Limburg also spelled LIMBOURG (all b. after 1385, Nijmegen, Brabant [now in The Netherlands]--d. by 1416), three Flemish brothers who were the most famous of all late Gothic illuminators. They synthesized the achievements of contemporary illuminators into a style characterized by subtlety of line, painstaking technique, and minute rendering of detail. The sons of a sculptor, Arnold van Limburg, they were also the nephews of Jean Malouel, court painter to the Duke of Burgundy, and are sometimes known by the name "Malouel." The brothers worked together, and although the most celebrated appears to have been the eldest brother, Pol, it is difficult to distinguish their individual styles.

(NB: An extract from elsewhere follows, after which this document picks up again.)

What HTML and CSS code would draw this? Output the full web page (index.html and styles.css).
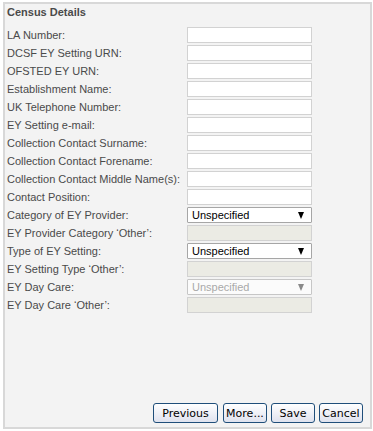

About 1400 the brothers were apprenticed to a goldsmith in Paris, and between 1402 and 1404 Pol and Jehanequin were working for the Duke of Burgundy in Paris, possibly on the illustration of a Bible moralisée now in the Bibliothèque Nationale, Paris. Some time after Burgundy's death in 1404, they entered the service of his brother, the Duke de Berry, and it was for him that their most lavishly illustrated books of hours (the popular form of private prayer book of the period) were produced. The Belles Heures (or Les Heures d'Ailly; now in The Cloisters, New York) show the influence of the Italianate elements of the contemporary French artist Jacquemart de Hesdin's illuminations. The Très Riches Heures du duc de Berry (Musée Condé, Chantilly, Fr.), considered their greatest work, is one of the landmarks of the art of book illumination and ranks among the supreme examples of the International Gothic style. It is essentially a court style, elegant and sophisticated, combining naturalism of detail with overall decorative effect. An awareness of the most progressive international currents of the time, particularly those deriving from Italy, suggests that at least one of the brothers visited there. The Très Riches Heures was left unfinished in 1416 but was completed about 1485 by Jean Colombe.

The Limburg brothers were among the first to render specific landscape scenes with accuracy. Their art did much to determine the course that Early Netherlandish art was to take during the 15th century.